Oracle solves the problems created by concurrent access through a technology called multiversion read consistency, sometimes referred to as MVRC. Multiversion read consistency guarantees that a user sees a consistent view of the data she requests. If another user changes the underlying data during the query execution, Oracle maintains a version of the data as it existed at the time the query began. If there were transactions underway but uncommitted at the time the query began, Oracle will ensure that the query ignores the changes made by those transactions. The data returned to the query will reflect all committed transactions at the time the query started.

This feature has two dramatic effects on the way queries impact the database. First, Oracle doesn't place any locks on data for read operations. This means that a read operation will never block a write operation. Even if a database places a single lock on a single row as part of a read operation, it can still cause contention in the database, especially because most database tables tend to concentrate update operations around a few "hot spots" of active data.

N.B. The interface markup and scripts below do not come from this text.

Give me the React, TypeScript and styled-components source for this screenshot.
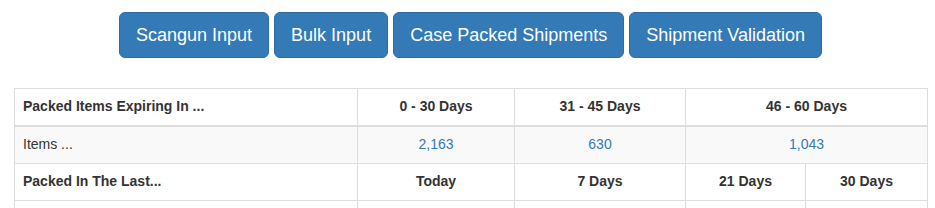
import React from 'react'
import styled, { createGlobalStyle } from 'styled-components';

const GlobalStyle = createGlobalStyle`
  body {
    margin: 0;
    background: #fff;
    font-family: "Liberation Sans", Arial, Helvetica, sans-serif;
    font-size: 14px;
    line-height: 1.42857;
    color: #333;
  }
`

const Page = styled.div`
  padding: 12px 8px 0 14px;
`

const Toolbar = styled.div`
  display: flex;
  justify-content: center;
  gap: 5px;
  margin-bottom: 30px;
`

const Button = styled.button`
  font-family: inherit;
  font-size: 18px;
  line-height: 1.3333333;
  padding: 10px 16px;
  border-radius: 6px;
  color: #fff;
  background-color: #337ab7;
  border: 1px solid #2e6da4;
  cursor: pointer;
`

const Table = styled.table`
  width: 100%;
  table-layout: fixed;
  border-collapse: collapse;
  border-spacing: 0;
  border: 1px solid #ddd;
`

const Row = styled.tr<{ $striped?: boolean }>`
  background: ${p => (p.$striped ? '#f9f9f9' : '#fff')};
`

const Cell = styled.td<{ $head?: boolean; $align?: 'left' | 'center'; $thick?: boolean }>`
  padding: 8px;
  border: 1px solid #ddd;
  border-bottom-width: ${p => (p.$thick ? '2px' : '1px')};
  text-align: ${p => p.$align || 'center'};
  font-weight: ${p => (p.$head ? 700 : 400)};
  vertical-align: middle;
  height: 20px;
  white-space: nowrap;
`

const Count = styled.a`
  color: #337ab7;
  text-decoration: none;
`

const buttons = ['Scangun Input', 'Bulk Input', 'Case Packed Shipments', 'Shipment Validation']

const expiring = [
  { label: '0 - 30 Days', count: '2,163', span: 1 },
  { label: '31 - 45 Days', count: '630', span: 1 },
  { label: '46 - 60 Days', count: '1,043', span: 2 },
]

const packed = ['Today', '7 Days', '21 Days', '30 Days']

export default function App() {
  return (
    <Page>
      <GlobalStyle />
      <Toolbar>
        {buttons.map(b => <Button key={b}>{b}</Button>)}
      </Toolbar>
      <Table>
        <colgroup>
          <col style={{ width: 343 }} />
          <col style={{ width: 157 }} />
          <col style={{ width: 171 }} />
          <col style={{ width: 120 }} />
          <col style={{ width: 122 }} />
        </colgroup>
        <thead>
          <Row>
            <Cell as="th" $head $align="left" $thick>Packed Items Expiring In ...</Cell>
            {expiring.map(e => (
              <Cell as="th" key={e.label} $head $thick colSpan={e.span}>{e.label}</Cell>
            ))}
          </Row>
        </thead>
        <tbody>
          <Row $striped>
            <Cell $align="left">Items ...</Cell>
            {expiring.map(e => (
              <Cell key={e.label} colSpan={e.span}><Count href="#">{e.count}</Count></Cell>
            ))}
          </Row>
          <Row>
            <Cell as="th" $head $align="left">Packed In The Last...</Cell>
            {packed.map(p => <Cell as="th" key={p} $head>{p}</Cell>)}
          </Row>
          <Row $striped={false}>
            <Cell $align="left">&nbsp;</Cell>
            <Cell>&nbsp;</Cell>
            <Cell>&nbsp;</Cell>
            <Cell>&nbsp;</Cell>
            <Cell>&nbsp;</Cell>
          </Row>
        </tbody>
      </Table>
    </Page>
  )
}
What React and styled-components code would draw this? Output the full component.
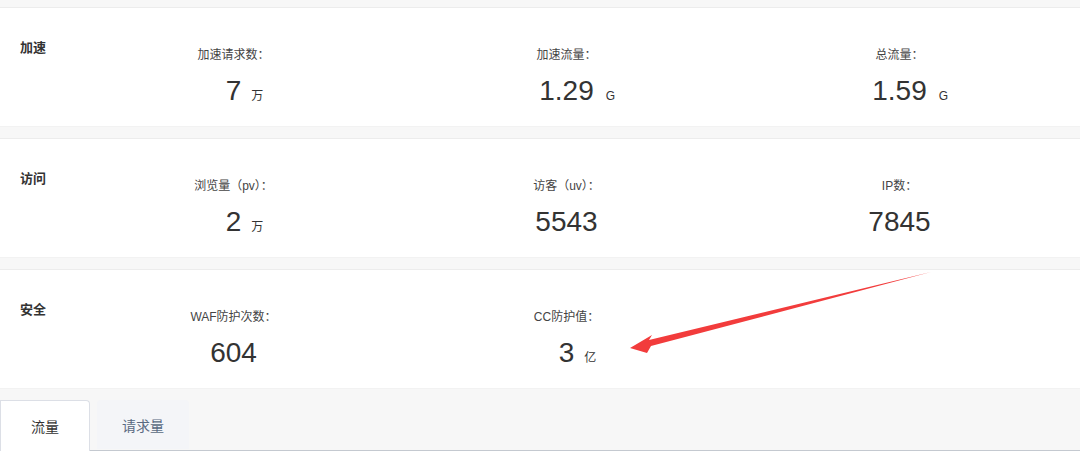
import styled, { createGlobalStyle } from 'styled-components';

const GlobalStyle = createGlobalStyle`
  html, body {
    margin: 0;
    padding: 0;
    background: #f7f7f7;
    font-family: "Liberation Sans", Arial, "Noto Sans CJK SC", sans-serif;
    color: #333;
  }
`;

const Page = styled.div`
  position: relative;
  width: 1080px;
  height: 451px;
  padding-top: 7px;
  box-sizing: border-box;
  overflow: hidden;
`;

const Card = styled.section`
  display: grid;
  grid-template-columns: 67px repeat(3, 1fr);
  height: 120px;
  box-sizing: border-box;
  padding-right: 14px;
  margin-bottom: 11px;
  background: #fff;
  border-top: 1px solid #ececec;
  border-bottom: 1px solid #f2f2f2;

  &:last-of-type {
    margin-bottom: 0;
  }
`;

const Title = styled.h3`
  margin: 30px 0 0 20px;
  font-size: 13px;
  line-height: 20px;
  font-weight: bold;
  color: #333;
  white-space: nowrap;
`;

const Stat = styled.div`
  display: flex;
  flex-direction: column;
  align-items: center;
  padding-top: 38px;
`;

const Label = styled.div`
  font-size: 12px;
  line-height: 18px;
  color: #444;
  white-space: nowrap;
`;

const ValueRow = styled.div`
  display: grid;
  grid-template-columns: 1fr auto 1fr;
  align-items: baseline;
  width: 100%;
  margin-top: 11px;
`;

const Number = styled.span`
  grid-column: 2;
  font-size: 28px;
  line-height: 32px;
  color: #333;
`;

const Unit = styled.span`
  grid-column: 3;
  justify-self: start;
  margin-left: ${(p) => (p.$latin ? '12px' : '10px')};
  font-size: 12px;
  color: #333;
`;

const TabBar = styled.div`
  display: flex;
  align-items: flex-end;
  height: 62px;
  box-sizing: border-box;
  padding-top: 11px;
  border-bottom: 1px solid #c4c9d0;
`;

const Tab = styled.div`
  display: flex;
  align-items: center;
  justify-content: center;
  box-sizing: border-box;
  font-size: 14px;
  font-family: "Liberation Sans", "Noto Sans CJK SC", sans-serif;
  ${(p) =>
    p.$active
      ? `
    width: 90px;
    height: 51px;
    margin-bottom: -1px;
    background: #fff;
    color: #333;
    border: 1px solid #dcdfe6;
    border-bottom: none;
    border-radius: 0 4px 0 0;
  `
      : `
    width: 92px;
    height: 49px;
    margin-left: 7px;
    margin-bottom: 1px;
    background: #f4f5f8;
    color: #5a6a82;
    border-radius: 4px 4px 0 0;
  `}
`;

const Arrow = styled.svg`
  position: absolute;
  left: 0;
  top: 0;
  pointer-events: none;
`;

const sections = [
  {
    title: '加速',
    stats: [
      { label: '加速请求数：', value: '7', unit: '万' },
      { label: '加速流量：', value: '1.29', unit: 'G', latin: true },
      { label: '总流量：', value: '1.59', unit: 'G', latin: true },
    ],
  },
  {
    title: '访问',
    stats: [
      { label: '浏览量（pv）：', value: '2', unit: '万' },
      { label: '访客（uv）：', value: '5543' },
      { label: 'IP数：', value: '7845' },
    ],
  },
  {
    title: '安全',
    stats: [
      { label: 'WAF防护次数：', value: '604' },
      { label: 'CC防护值：', value: '3', unit: '亿' },
    ],
  },
];

export default function App() {
  return (
    <>
      <GlobalStyle />
      <Page>
        {sections.map((s) => (
          <Card key={s.title}>
            <Title>{s.title}</Title>
            {s.stats.map((st) => (
              <Stat key={st.label}>
                <Label>{st.label}</Label>
                <ValueRow>
                  <Number>{st.value}</Number>
                  {st.unit && <Unit $latin={st.latin}>{st.unit}</Unit>}
                </ValueRow>
              </Stat>
            ))}
          </Card>
        ))}
        <TabBar>
          <Tab $active>流量</Tab>
          <Tab>请求量</Tab>
        </TabBar>
        <Arrow width="1080" height="451" viewBox="0 0 1080 451">
          <polygon
            points="630,348 652,335 649,340 931,272 651,346 647,353"
            fill="#f23c3c"
          />
        </Arrow>
      </Page>
    </>
  );
}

Second, a user gets a complete "snapshot" view of the data, accurate at the point in time that the query began. Other databases may reduce the amount of contention in the database by locking an individual row only while it's being read, rather than over the complete duration of the row's transaction. A row that's retrieved at the end of a result set may have been changed since the time the result set retrieval began. Because rows that will be read later in the execution of the query weren't locked, they could be changed by other users, which would result in an inconsistent view of the data.